Es gibt jedoch bereits erkennbare Unterschiede. Gleich bei seinem ersten Auftritt auf dem Balkon des Petersdoms vollzog der neue Pontifex einen Bruch. Nicht, weil er im Vergleich zum bisherigen alten, gesundheitlich angeschlagenen und sichtlich leidenden Papst so viel jünger wirkt. Sondern weil Leo XIV. anders als sein Vorgänger, der sich 2013 bescheiden in schlichtem Weiß präsentierte, standesgemäß mit rotem Schulterumhang und Stola aus Goldbrokat erschien.
«Kein Abziehbild von Franziskus»
Der deutsche Kirchenhistoriker Hubert Wolf meint dazu: «Er wollte offenbar damit deutlich machen: Ich bin kein Abziehbild von Franziskus.» Nach einem Abendessen mit den anderen Kardinälen machte das neue Kirchenoberhaupt dann einen Abstecher zum Palazzo del Sant’Uffizio, wo er bislang wohnte. Er ließ sich in einem dunklen Elektro-SUV von VW fahren, nicht wie Franziskus, der im kleinen weißen Fiat 500 unterwegs war. Das Kennzeichen war gleich: SCV 1. SCV steht für Stato della Città Vaticano. Die 1 ist der Papst.
Der Papst mit drei Staatsbürgerschaften – sein Geburtsland USA, die zwischenzeitliche Heimat Peru und nun als Staatsoberhaupt des Vatikans – musste vor seiner alten Unterkunft auch schon erste Autogramme geben. Gelächter als er sich bei einem Mädchen nach dem Tag erkundigte, als habe er das Datum seiner Wahl zum Papst nicht im Kopf. Offen ist noch, ob er wie frühere Pontifexe wieder in den Apostolischen Palast zieht oder wie Franziskus im Gästehaus Santa Marta wohnen bleibt. Die meisten tippen auf Palast.
Kein Wunschkandidat von Trump
Noch mehr als auf die Übereinstimmungen und Unterschiede zu Franziskus wird jedoch darauf geachtet werden, wie sich der US-Papst zum US-Präsidenten verhält. Donald Trump gehörte am Abend zu den allerersten Gratulanten. Auf seinem Online-Sprachrohr Truth Social jubelte er über eine «große Ehre», erstmals einen Papst aus den Vereinigten Staaten zu haben. Aber es ist nicht sicher, ob es bei dem Jubel bleibt: Trump wären andere, konservative US-Kardinäle sicherlich sehr viel lieber gewesen als Prevost.

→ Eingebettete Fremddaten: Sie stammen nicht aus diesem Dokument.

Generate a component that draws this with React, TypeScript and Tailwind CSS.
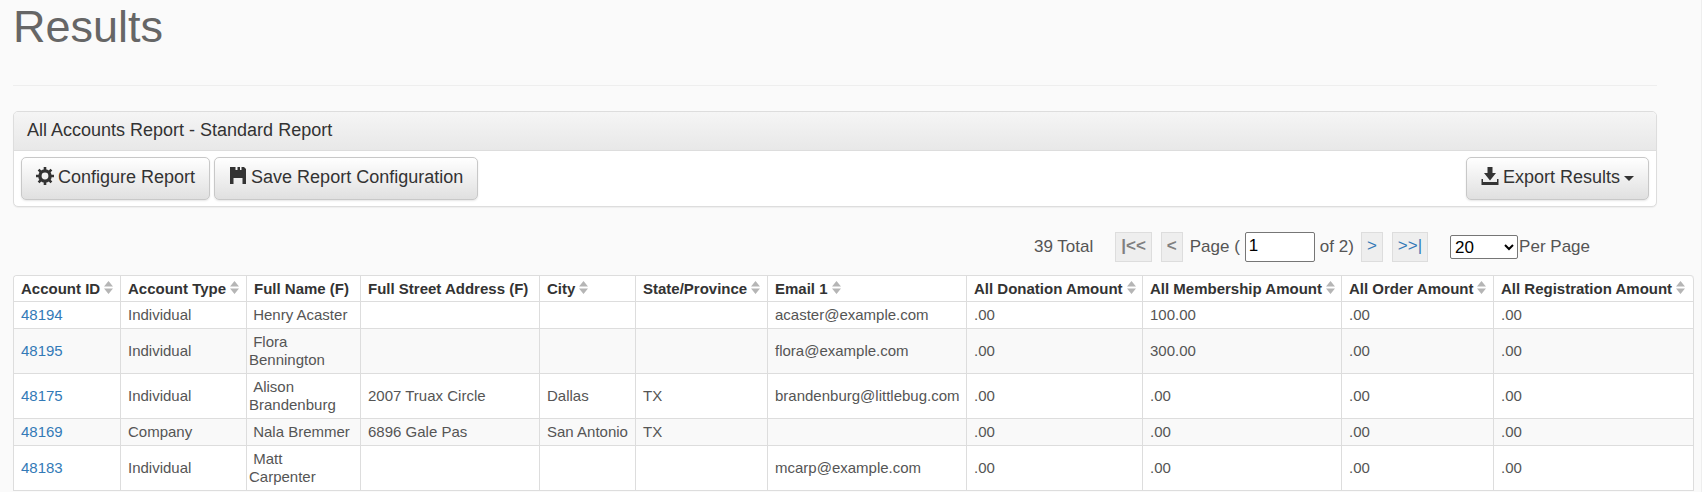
import { useState } from "react"

const columns = [
  { label: "Account ID", sortable: true, width: "w-[107px]" },
  { label: "Account Type", sortable: true, width: "w-[126px]" },
  { label: "Full Name (F)", sortable: false, width: "w-[114px]" },
  { label: "Full Street Address (F)", sortable: false, width: "w-[179px]" },
  { label: "City", sortable: true, width: "w-[96px]" },
  { label: "State/Province", sortable: true, width: "w-[132px]" },
  { label: "Email 1", sortable: true, width: "w-[199px]" },
  { label: "All Donation Amount", sortable: true, width: "w-[176px]" },
  { label: "All Membership Amount", sortable: true, width: "w-[199px]" },
  { label: "All Order Amount", sortable: true, width: "w-[152px]" },
  { label: "All Registration Amount", sortable: true, width: "w-[200px]" },
]

const accounts = [
  { id: "48194", type: "Individual", name: "Henry Acaster", street: "", city: "", state: "", email: "acaster@example.com", amounts: [".00", "100.00", ".00", ".00"] },
  { id: "48195", type: "Individual", name: "Flora Bennington", street: "", city: "", state: "", email: "flora@example.com", amounts: [".00", "300.00", ".00", ".00"] },
  { id: "48175", type: "Individual", name: "Alison Brandenburg", street: "2007 Truax Circle", city: "Dallas", state: "TX", email: "brandenburg@littlebug.com", amounts: [".00", ".00", ".00", ".00"] },
  { id: "48169", type: "Company", name: "Nala Bremmer", street: "6896 Gale Pas", city: "San Antonio", state: "TX", email: "", amounts: [".00", ".00", ".00", ".00"] },
  { id: "48183", type: "Individual", name: "Matt Carpenter", street: "", city: "", state: "", email: "mcarp@example.com", amounts: [".00", ".00", ".00", ".00"] },
]

const toolbarButton =
  "flex h-[43px] cursor-pointer items-center gap-1 rounded-[5px] border border-[#c8c8c8] bg-linear-to-b from-white to-[#e0e0e0] px-[14px] pb-[3px] text-lg text-[#333] shadow-[0_1px_2px_rgba(0,0,0,0.1)]"

const pagerLink = "flex h-[30px] items-center border border-[#ddd] bg-[#eee] px-[5px] pb-[2px]"

function GearIcon() {
  return (
    <svg className="mb-[3px] size-[18px]" viewBox="0 0 18 18" aria-hidden="true">
      <g fill="none" stroke="#333">
        <circle cx="9" cy="9" r="5.1" strokeWidth="3.4" />
        <path d="M9 0v3M9 15v3M0 9h3M15 9h3" strokeWidth="2.6" />
        <path d="M2.6 2.6l2.2 2.2M13.2 13.2l2.2 2.2M15.4 2.6l-2.2 2.2M4.8 13.2l-2.2 2.2" strokeWidth="2.6" />
      </g>
    </svg>
  )
}

function SaveIcon() {
  return (
    <svg className="mb-[3px] size-[18px]" viewBox="0 0 18 18" fill="#333" aria-hidden="true">
      <path d="M1 0h5.5v3h2V0H11v3h1.5V0H15l2 2v15h-3.5v-6h-9v6H1z" />
    </svg>
  )
}

function DownloadIcon() {
  return (
    <svg className="mb-[3px] size-[18px]" viewBox="0 0 18 18" fill="#333" aria-hidden="true">
      <path d="M6.5 0h5v6H15l-6 7.5L3 6h3.5z" />
      <path d="M.5 12h1.5v3h14v-3h1.5v6H.5z" />
    </svg>
  )
}

function SortIcon() {
  return (
    <svg className="mb-[3px] h-[13px] w-[9px] shrink-0" viewBox="0 0 9 13" fill="#b5b5b5" aria-hidden="true">
      <path d="M4.5 0L9 5.5H0zM0 7.5h9L4.5 13z" />
    </svg>
  )
}

export default function App() {
  const [page, setPage] = useState("1")
  const [perPage, setPerPage] = useState("20")

  return (
    <div className="min-h-screen border-r border-[#eee] bg-[#fafafa] pl-[13px] font-['Liberation_Sans',Arial,sans-serif] text-[#555]">
      <div className="mr-11">
        <header className="border-b border-[#eee] pb-[31px]">
          <h1 className="text-[45px] leading-[54px] text-[#666]">Results</h1>
        </header>

        {/* Report panel */}
        <section className="mt-[25px] rounded-[5px] border border-[#ddd] bg-white shadow-[0_1px_1px_rgba(0,0,0,0.05)]">
          <h2 className="flex h-[39px] items-center rounded-t-[4px] border-b border-[#ddd] bg-linear-to-b from-[#f5f5f5] to-[#e8e8e8] px-[13px] pb-[3px] text-lg text-[#333]">
            All Accounts Report - Standard Report
          </h2>
          <div className="flex items-center gap-1 px-[7px] py-[6px]">
            <button type="button" className={toolbarButton}>
              <GearIcon />
              Configure Report
            </button>
            <button type="button" className={toolbarButton}>
              <SaveIcon />
              Save Report Configuration
            </button>
            <button type="button" className={`${toolbarButton} ml-auto`}>
              <DownloadIcon />
              Export Results
              <svg className="mt-[3px] h-[5px] w-[10px]" viewBox="0 0 10 5" fill="#333" aria-hidden="true">
                <path d="M0 0h10L5 5z" />
              </svg>
            </button>
          </div>
        </section>

        {/* Pager */}
        <nav className="mt-[25px] mr-[67px] flex items-center justify-end text-[17px]" aria-label="Pagination">
          <span>39 Total</span>
          <span className={`${pagerLink} ml-[22px] font-bold text-[#808080]`}>|&lt;&lt;</span>
          <span className={`${pagerLink} ml-[9px] font-bold text-[#808080]`}>&lt;</span>
          <label htmlFor="page" className="ml-[7px]">Page (</label>
          <input
            id="page"
            type="text"
            value={page}
            onChange={(e) => setPage(e.target.value)}
            className="mx-[5px] h-[30px] w-[70px] rounded-[2px] border border-[#767676] bg-white px-[3px] pb-[2px] text-black"
          />
          <span>of 2)</span>
          <a href="#next" className={`${pagerLink} ml-[7px] text-[#337ab7]`}>&gt;</a>
          <a href="#last" className={`${pagerLink} ml-[9px] text-[#337ab7]`}>&gt;&gt;|</a>
          <select
            id="perPage"
            value={perPage}
            onChange={(e) => setPerPage(e.target.value)}
            className="mr-[1px] ml-[22px] h-6 w-[68px] rounded-[2px] border border-[#767676] bg-white text-black"
          >
            <option>20</option>
            <option>50</option>
            <option>100</option>
          </select>
          <label htmlFor="perPage">Per Page</label>
        </nav>
      </div>

      {/* Results table */}
      <div className="mt-[13px] mr-[7px] rounded-t-[4px] border-t border-l border-[#ddd]">
        <table className="w-full table-fixed border-separate border-spacing-0 text-[15px] leading-[18px]">
          <thead>
            <tr className="text-left text-[#333]">
              {columns.map((col) => (
                <th key={col.label} className={`${col.width} h-[26px] border-r border-b border-[#ddd] bg-white pl-[7px] font-bold whitespace-nowrap first:rounded-tl-[3px] last:rounded-tr-[4px]`}>
                  <span className="flex items-center gap-1">
                    {col.label}
                    {col.sortable && <SortIcon />}
                  </span>
                </th>
              ))}
            </tr>
          </thead>
          <tbody className="[&_td]:border-r [&_td]:border-b [&_td]:border-[#ddd] [&_td]:py-1 [&_td]:pl-[7px] [&>tr]:bg-white [&>tr:nth-child(even)]:bg-[#f9f9f9]">
            {accounts.map((account) => (
              <tr key={account.id}>
                <td>
                  <a href={`#${account.id}`} className="text-[#337ab7]">{account.id}</a>
                </td>
                <td>{account.type}</td>
                <td className="pr-[7px] pl-[2px]!">&nbsp;{account.name}</td>
                <td>{account.street}</td>
                <td>{account.city}</td>
                <td>{account.state}</td>
                <td>{account.email}</td>
                {account.amounts.map((amount, i) => (
                  <td key={i}>{amount}</td>
                ))}
              </tr>
            ))}
          </tbody>
        </table>
      </div>
    </div>
  )
}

Es wurde bemerkt, dass Leo XIV. in seiner ersten Rede auf Italienisch auch ein paar Sätze Spanisch sprach, aber kein einziges Wort Englisch. Dies sollte wahrscheinlich verdeutlichen, wie wichtig ihm Lateinamerika ist – die Region, aus der Millionen von Einwanderern stammen, die ohne Papiere in den USA leben. Er hat die Behandlung von solchen Migranten durch die Trump-Regierung mehrmals kritisiert. Der neue Papst steht eher in einer Linie mit einem ehemaligen Präsidenten aus seiner Heimatstadt Chicago: Barack Obama.
Kritik an US-Vize JD Vance
Im Februar, noch als Kardinal, stellte sich Prevost auch gegen Trump-Vize JD Vance. Der Neu-Katholik (seit 2019) hatte als «christliches Konzept» ausgegeben, dass «man seine Familie liebt, dann seinen Nächsten, dann seine Gemeinschaft, dann seine Mitbürger, und danach den Rest der Welt». Prevost teilte daraufhin auf der Plattform X einen Meinungsbeitrag: «JD Vance liegt falsch: Jesus fordert uns nicht auf, unsere Liebe zu anderen abzustufen.»
Dass Trump vor Beginn des Konklaves ein mit Künstlicher Intelligenz erstelltes Bild von sich selbst als Papst postete, dürfte dem neuen Pontifex auch nicht gefallen haben. Manche erwarten sogar, dass sich Leo XIV. zu einer Art «Gegenpapst» zum US-Präsidenten entwickeln könnte.
Der Benediktiner-Abt Nikodemus Schnabel zog schon einen Vergleich mit dem Pontifex, der in jüngerer Zeit den größten politischen Einfluss hatte. «Johannes Paul II., der Papst aus Polen, hat den Kommunismus erschüttert», sagte der Seelsorger in der ARD. «Ein US-Papst kann, glaube ich, ähnlich die USA erschüttern.»